Coalition Tests the Ways and Means of Closing Tax Loophole
You probably know the old divisions: Republicans are supposedly the party of cuts and Democrats are supposedly the party of spending. But for some reason, in the Texas Capitol anyway, House members on both sides would rather hang around the Appropriations Committee—where state money gets allocated—and no one wants to go to Ways and Means, the committee that, through its oversight of the tax structure, largely determines how much money there is in the first place.
But Monday’s Ways and Means hearing seemed to indicate a change to all that. A bill to close a technical tax loophole and save the state a scant $20 million drew supporters from a variety of advocacy and policy groups not normally found paging through the tax code. What did the groups have in common? They’re all part of Texas Forward, a coalition promoting “balanced” approaches to the budget.
So far this session, the Texas Forward coalition hasn’t exactly flexed its muscle. The group, made up of various non-profits and advocacy and policy organizations, has been pushing hard for the Legislature to spend the entire Rainy Day fund, the state’s $9 billion piggy bank, and has focused on the costs of the potential widespread cuts to education and healthcare.
But now it appears the coalition of more than 40 groups won’t just be limiting itself to fighting against cuts. They’re also looking for places to add dollars back into the budget.
“Instead of merely going to Appropriations and saying ‘Don’t cut! Don’t cut!’ we’re going to Ways and Means and saying ‘Raise revenue!'” explained Dick Lavine, the senior fiscal policy analyst for coalition member the Center for Public Policy Priorities, after the hearing.
Before Texas Forward members took the stand, state Rep. Mike Villarreal, who was carrying the legislation, laid the groundwork out for the coalition. He began by noting that closing the tax loophole would save $20 million over two years—the equivalent of putting 2,000 more students back on the state’s primary college scholarship program.
Then he explained the bill. It saves $20 million by ending a program that reimburses some businesses for their property taxes. The program came about back in 1995, after school districts stopped offering property-tax breaks to businesses moving to the locale. With the end of those breaks (called tax abatements in “Legislatese”), some businesses cried foul. They argued they’d relocated specifically for a tax abatement, and now the state was changing the rules in the middle of the game. So the Legislature voted to repay those companies for the property-tax deals they’d been promised.
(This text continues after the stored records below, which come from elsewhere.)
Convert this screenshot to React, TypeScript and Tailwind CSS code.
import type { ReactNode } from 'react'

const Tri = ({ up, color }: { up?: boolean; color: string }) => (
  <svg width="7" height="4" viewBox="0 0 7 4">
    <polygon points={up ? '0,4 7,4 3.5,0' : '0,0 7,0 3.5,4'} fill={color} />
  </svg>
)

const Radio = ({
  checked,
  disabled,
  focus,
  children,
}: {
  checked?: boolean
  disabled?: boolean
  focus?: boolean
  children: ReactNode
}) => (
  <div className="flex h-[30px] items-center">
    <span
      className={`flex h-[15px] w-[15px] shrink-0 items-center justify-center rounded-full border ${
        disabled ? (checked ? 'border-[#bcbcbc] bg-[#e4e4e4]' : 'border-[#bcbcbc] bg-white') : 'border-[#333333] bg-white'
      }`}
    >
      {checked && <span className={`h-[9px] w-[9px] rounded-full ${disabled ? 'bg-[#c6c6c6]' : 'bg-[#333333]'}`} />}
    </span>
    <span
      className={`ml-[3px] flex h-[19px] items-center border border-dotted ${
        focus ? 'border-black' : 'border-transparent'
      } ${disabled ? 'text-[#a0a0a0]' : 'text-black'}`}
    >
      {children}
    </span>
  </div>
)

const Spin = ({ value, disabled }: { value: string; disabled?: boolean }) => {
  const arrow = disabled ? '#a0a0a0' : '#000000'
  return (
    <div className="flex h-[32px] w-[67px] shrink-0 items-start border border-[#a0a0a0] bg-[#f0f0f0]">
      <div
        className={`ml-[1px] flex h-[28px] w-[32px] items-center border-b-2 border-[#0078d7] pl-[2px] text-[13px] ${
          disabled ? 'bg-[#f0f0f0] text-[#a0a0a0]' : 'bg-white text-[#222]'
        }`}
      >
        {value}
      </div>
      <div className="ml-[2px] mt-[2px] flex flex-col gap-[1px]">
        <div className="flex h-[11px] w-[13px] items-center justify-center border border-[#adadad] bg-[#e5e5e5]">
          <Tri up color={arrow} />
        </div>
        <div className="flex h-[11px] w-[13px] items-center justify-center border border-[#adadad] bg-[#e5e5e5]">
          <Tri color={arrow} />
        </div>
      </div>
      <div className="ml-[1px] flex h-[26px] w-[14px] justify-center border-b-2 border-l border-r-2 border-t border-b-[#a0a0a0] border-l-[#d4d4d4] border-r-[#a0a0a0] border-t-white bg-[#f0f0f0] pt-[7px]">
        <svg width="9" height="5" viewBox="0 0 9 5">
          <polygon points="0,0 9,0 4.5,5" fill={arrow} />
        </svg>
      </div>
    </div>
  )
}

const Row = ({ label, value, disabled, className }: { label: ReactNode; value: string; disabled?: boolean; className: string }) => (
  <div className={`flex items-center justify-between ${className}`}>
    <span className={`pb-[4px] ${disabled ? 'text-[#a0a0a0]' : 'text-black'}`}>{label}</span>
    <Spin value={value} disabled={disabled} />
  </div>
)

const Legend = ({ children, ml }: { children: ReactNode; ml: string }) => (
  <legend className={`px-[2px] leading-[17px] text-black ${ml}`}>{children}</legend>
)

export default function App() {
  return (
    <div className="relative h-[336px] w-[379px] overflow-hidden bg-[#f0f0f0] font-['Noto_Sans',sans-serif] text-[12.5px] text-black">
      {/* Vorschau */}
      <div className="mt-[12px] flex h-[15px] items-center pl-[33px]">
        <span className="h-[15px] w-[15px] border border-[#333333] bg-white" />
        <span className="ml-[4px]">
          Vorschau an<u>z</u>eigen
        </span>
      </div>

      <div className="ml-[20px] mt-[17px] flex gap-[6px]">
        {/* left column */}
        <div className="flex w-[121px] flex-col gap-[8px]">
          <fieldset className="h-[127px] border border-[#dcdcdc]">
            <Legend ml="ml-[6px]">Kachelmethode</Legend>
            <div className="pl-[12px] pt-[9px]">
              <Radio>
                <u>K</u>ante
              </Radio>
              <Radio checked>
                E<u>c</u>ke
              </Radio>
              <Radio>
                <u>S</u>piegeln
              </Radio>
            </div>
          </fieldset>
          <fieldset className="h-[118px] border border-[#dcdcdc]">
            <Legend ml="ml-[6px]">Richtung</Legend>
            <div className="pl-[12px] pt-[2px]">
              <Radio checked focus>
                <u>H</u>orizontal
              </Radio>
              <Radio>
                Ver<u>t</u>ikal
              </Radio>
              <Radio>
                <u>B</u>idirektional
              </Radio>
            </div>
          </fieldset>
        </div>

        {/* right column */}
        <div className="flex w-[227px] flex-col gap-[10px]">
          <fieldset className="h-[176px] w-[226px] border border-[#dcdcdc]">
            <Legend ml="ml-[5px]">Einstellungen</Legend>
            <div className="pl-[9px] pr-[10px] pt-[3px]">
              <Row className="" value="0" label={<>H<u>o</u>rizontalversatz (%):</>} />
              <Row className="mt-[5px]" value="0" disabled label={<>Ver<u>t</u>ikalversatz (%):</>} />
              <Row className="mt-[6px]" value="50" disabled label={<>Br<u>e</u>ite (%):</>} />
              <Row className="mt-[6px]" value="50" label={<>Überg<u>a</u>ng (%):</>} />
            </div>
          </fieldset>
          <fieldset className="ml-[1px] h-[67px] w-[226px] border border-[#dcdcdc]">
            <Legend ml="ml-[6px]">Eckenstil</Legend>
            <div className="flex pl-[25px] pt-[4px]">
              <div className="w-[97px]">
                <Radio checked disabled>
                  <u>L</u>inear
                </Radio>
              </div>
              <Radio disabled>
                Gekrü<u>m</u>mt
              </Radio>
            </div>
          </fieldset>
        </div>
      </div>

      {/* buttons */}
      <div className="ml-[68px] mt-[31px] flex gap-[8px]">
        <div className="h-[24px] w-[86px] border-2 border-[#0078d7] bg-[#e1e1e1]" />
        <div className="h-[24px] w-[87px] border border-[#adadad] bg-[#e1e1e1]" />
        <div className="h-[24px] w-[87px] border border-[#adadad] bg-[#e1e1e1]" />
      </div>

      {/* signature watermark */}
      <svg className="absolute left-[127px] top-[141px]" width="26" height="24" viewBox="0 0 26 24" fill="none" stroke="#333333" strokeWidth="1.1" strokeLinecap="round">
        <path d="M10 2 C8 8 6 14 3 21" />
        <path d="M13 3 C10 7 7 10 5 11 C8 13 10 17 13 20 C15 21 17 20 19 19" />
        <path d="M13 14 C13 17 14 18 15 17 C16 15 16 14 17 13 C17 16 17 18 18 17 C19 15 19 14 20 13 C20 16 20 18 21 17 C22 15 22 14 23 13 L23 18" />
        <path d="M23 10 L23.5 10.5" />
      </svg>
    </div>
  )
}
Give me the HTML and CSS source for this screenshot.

It makes sense—except that the deal was over 15 years ago. The businesses affected by the change aren’t even allowed to receive those tax abatements anymore. (There’s a 10-year limit, and in this program, businesses can only get the deal for a max of five years.) Instead, new companies are applying for the tax breaks to get the best deal. When the law was first passed, only 16 companies applied to get reimbursed because of the 1995 policy change. But now, despite that change being more than 15 years old, an average of 148 businesses apply for the deal. Even the Legislative Budget Board, the state’s source of non-partisan fiscal information, had recommended the state save money by cutting the tax refund.
“Let me tell you friends, that first cohort has come and gone,” Villarreal explained. “Their expectations of receiving a property-tax abatement ended 10 years later. But yet this giveaway is still on the books and new cohorts of businesses take advantage of them.”
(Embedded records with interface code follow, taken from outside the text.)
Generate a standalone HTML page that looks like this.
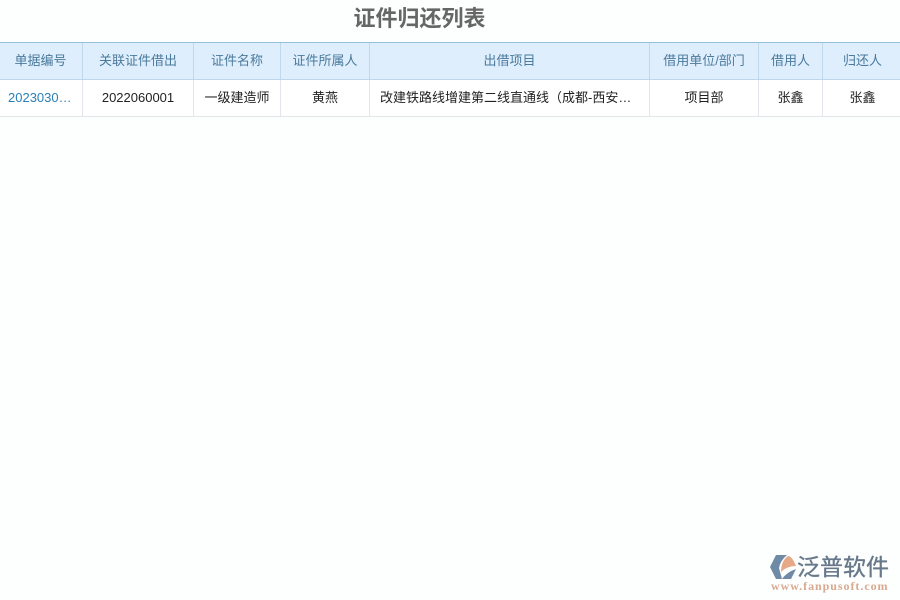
<!DOCTYPE html>
<html lang="zh">
<head>
<meta charset="utf-8">
<style>
html,body{margin:0;padding:0;width:900px;height:600px;overflow:hidden;background:#fdfefe;font-family:"Liberation Sans","Noto Sans CJK SC",sans-serif}
.a{position:absolute;white-space:nowrap}
.title{left:0;top:3px;width:839px;text-align:center;font-size:22px;line-height:32px;font-weight:bold;color:#666}
.hb{left:0;top:42px;width:900px;background:#deeefc;border-top:1px solid #96bfd9;border-bottom:1px solid #bcd7ec;box-sizing:content-box;height:36px}
.rb{left:0;top:80px;width:900px;height:36px;background:#fff;border-bottom:1px solid #e3e6e8}
.v{width:1px;background:#c0d8ec;top:43px;height:36px}
.v2{width:1px;background:#e2e6ea;top:80px;height:36px}
.c{text-align:center;font-size:13px;line-height:20px}
.h{top:51px;color:#4a7a9c}
.d{top:88px;color:#222}
</style>
</head>
<body>
<div class="a title">证件归还列表</div>
<div class="a hb"></div>
<div class="a rb"></div>
<div class="a v" style="left:82px"></div><div class="a v" style="left:193px"></div><div class="a v" style="left:280px"></div><div class="a v" style="left:369px"></div><div class="a v" style="left:649px"></div><div class="a v" style="left:758px"></div><div class="a v" style="left:822px"></div>
<div class="a v2" style="left:82px"></div><div class="a v2" style="left:193px"></div><div class="a v2" style="left:280px"></div><div class="a v2" style="left:369px"></div><div class="a v2" style="left:649px"></div><div class="a v2" style="left:758px"></div><div class="a v2" style="left:822px"></div>

<div class="a c h" style="left:0;width:81px">单据编号</div>
<div class="a c h" style="left:83px;width:110px">关联证件借出</div>
<div class="a c h" style="left:194px;width:86px">证件名称</div>
<div class="a c h" style="left:281px;width:88px">证件所属人</div>
<div class="a c h" style="left:370px;width:279px">出借项目</div>
<div class="a c h" style="left:650px;width:108px">借用单位/部门</div>
<div class="a c h" style="left:759px;width:63px">借用人</div>
<div class="a c h" style="left:824px;width:77px">归还人</div>

<div class="a c d" style="left:8px;color:#2b7fb8">2023030…</div>
<div class="a c d" style="left:83px;width:110px">2022060001</div>
<div class="a c d" style="left:194px;width:86px">一级建造师</div>
<div class="a c d" style="left:281px;width:88px">黄燕</div>
<div class="a c d" style="left:380px">改建铁路线增建第二线直通线（成都-西安…</div>
<div class="a c d" style="left:650px;width:108px">项目部</div>
<div class="a c d" style="left:759px;width:63px">张鑫</div>
<div class="a c d" style="left:824px;width:77px">张鑫</div>

<svg class="a" style="left:769px;top:554px" width="28" height="26" viewBox="0 0 28 26">
<path d="M7 1H18Q11 7 10 14L13 25H7L1 13Z" fill="#6f8aa5"/>
<path d="M12 18Q12 7 19 2Q23 2 27 12Q18 12 12 18Z" fill="#e6a988"/>
<path d="M13 25Q18 18 27 15L22 25Z" fill="#6f8aa5"/>
</svg>
<div class="a" style="left:797px;top:553px;font-size:23px;line-height:28px;color:#66788a;-webkit-text-stroke:.35px #66788a">泛普软件</div>
<div class="a" style="left:771px;top:580px;font-family:'Liberation Serif',serif;font-size:12px;font-weight:bold;line-height:13px;color:#d9a98f;letter-spacing:.95px">www.fanpusoft.com</div>
</body>
</html>
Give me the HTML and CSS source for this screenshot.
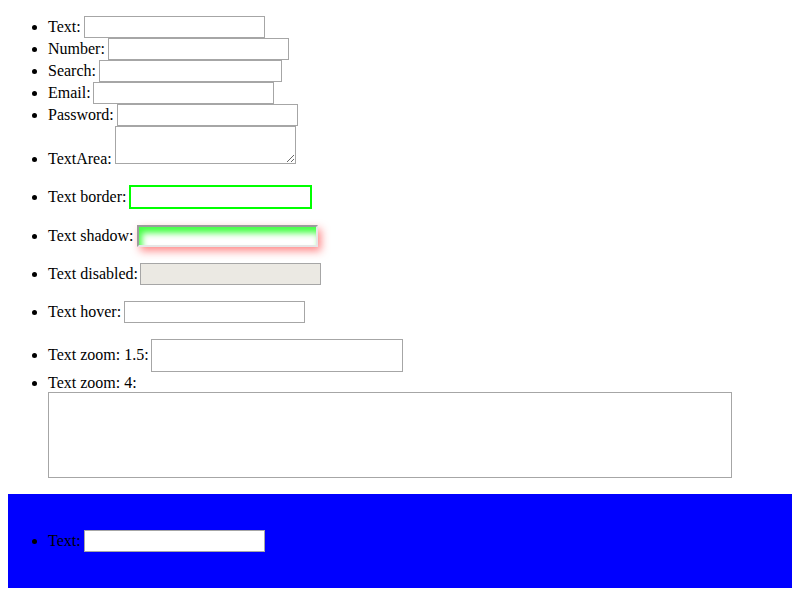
FILE: index.html
```html
<!DOCTYPE html>
<html>
<head>
<meta charset="utf-8">
<link rel="stylesheet" href="styles.css">
</head>
<body>
<ul class="first">
  <li>Text: <input type="text" class="field"></li>
  <li>Number: <input type="text" class="field"></li>
  <li>Search: <input type="text" class="field search"></li>
  <li>Email: <input type="text" class="field tight"></li>
  <li>Password: <input type="password" class="field"></li>
  <li>TextArea: <textarea class="area"></textarea></li>
</ul>
<ul>
  <li>Text border: <input type="text" class="field bordered"></li>
</ul>
<ul>
  <li>Text shadow: <input type="text" class="field shadowed"></li>
</ul>
<ul>
  <li>Text disabled: <input type="text" class="field tight" disabled></li>
</ul>
<ul>
  <li>Text hover: <input type="text" class="field"></li>
</ul>
<ul>
  <li>Text zoom: 1.5: <input type="text" class="field zoom15 tight"></li>
  <li class="zoom4-item">Text zoom: 4: <textarea class="zoom4"></textarea></li>
</ul>
<div class="blue">
  <ul>
    <li>Text: <input type="text" class="field"></li>
  </ul>
</div>
</body>
</html>
```

FILE: styles.css
```css
html, body {
  font-family: "Liberation Serif", "Times New Roman", serif;
  font-size: 16px;
  color: #000;
  background: #fff;
}
body {
  margin: 0 8px;
}
ul {
  margin: 16px 0;
  padding-left: 40px;
}
ul.first {
  margin-bottom: 17px;
}
.field {
  appearance: none;
  -webkit-appearance: none;
  box-sizing: border-box;
  width: 181px;
  height: 22px;
  margin: 0 0 0 -1px;
  padding: 1px 2px;
  border: 1px solid #a6a6a6;
  border-radius: 0;
  background: #fff;
  font: 13.333px "Liberation Sans", Arial, sans-serif;
  vertical-align: baseline;
}
.field.tight {
  margin-left: -2px;
}
.search {
  width: 183px;
}
.field:disabled {
  background: #ebe9e3;
  border-color: #a6a6a6;
}
.area {
  box-sizing: border-box;
  width: 181px;
  height: 38px;
  margin: 0 0 0 -1px;
  padding: 2px;
  border: 1px solid #a6a6a6;
  border-radius: 0;
  font: 13.333px "Liberation Mono", monospace;
}
.bordered {
  width: 183px;
  height: 24px;
  border: 2px solid #00ff00;
}
.shadowed {
  border-width: 2px;
  border-style: solid;
  border-color: #9b9b9b #e6e6e6 #e6e6e6 #9b9b9b;
  box-shadow: inset 3px 6px 6px #44ff44, 3px 4px 8px rgba(255, 40, 40, 0.55);
}
.zoom15 {
  width: 252px;
  height: 33px;
}
.zoom4-item {
  padding-top: 2px;
}
.zoom4 {
  display: block;
  box-sizing: border-box;
  width: 684px;
  height: 86px;
  margin: 0;
  padding: 2px;
  border: 1px solid #a6a6a6;
  border-radius: 0;
  resize: none;
  font: 13.333px "Liberation Mono", monospace;
}
.blue {
  background: #0000ff;
  padding: 20px 0;
}
```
The supporters from the Texas Forward coalition then came in with gusto. Monty Exter of the Association of Texas Professional Educators, was especially blunt. “ATPE feels that this particular fund is an excellent example of fat in the budget,” said he said, using the popular conservative phrase. “This is an area where you can use a scalpel.”
The Texas Forward members all riffed off of similar lines, emphasizing the outdated-ness of the current system and the desperate need for more revenue in the state budget. Bonnie Leitch from the League of Women Voters called the current loophole a “wasteful outdated program that provides no benefit.”
Five witnesses, representing groups in Texas Forward, gave oral testimony against the bill, while the another five offered the Ways and Means committee written testimony or their positions on the bill.
Lavine told me there will be many more bills like Villarreal’s, focused on closing outdated and technical tax loopholes. Although most of them save $10 or $20 million here and there, Lavine says a few are worth $100 million each. It’s not a lot in the face of the $27 billion budget shortfall, but in this budget cycle, every dollar will count.
It helped that Villarreal’s bill—which is still pending in committee—was a relatively uncontroversial move (if any tax-tinkering can be called uncontroversial). It allowed the coalition members to appeal to a wide variety of lawmakers. The committee had few questions. When Lavine offered his own testimony in support of Villarreal’s bill, conservative Republican chair Harvey Hilderbran told him to hurry. “I’m inclined to like what ya’ll are saying. Move fast so I don’t change my mind.”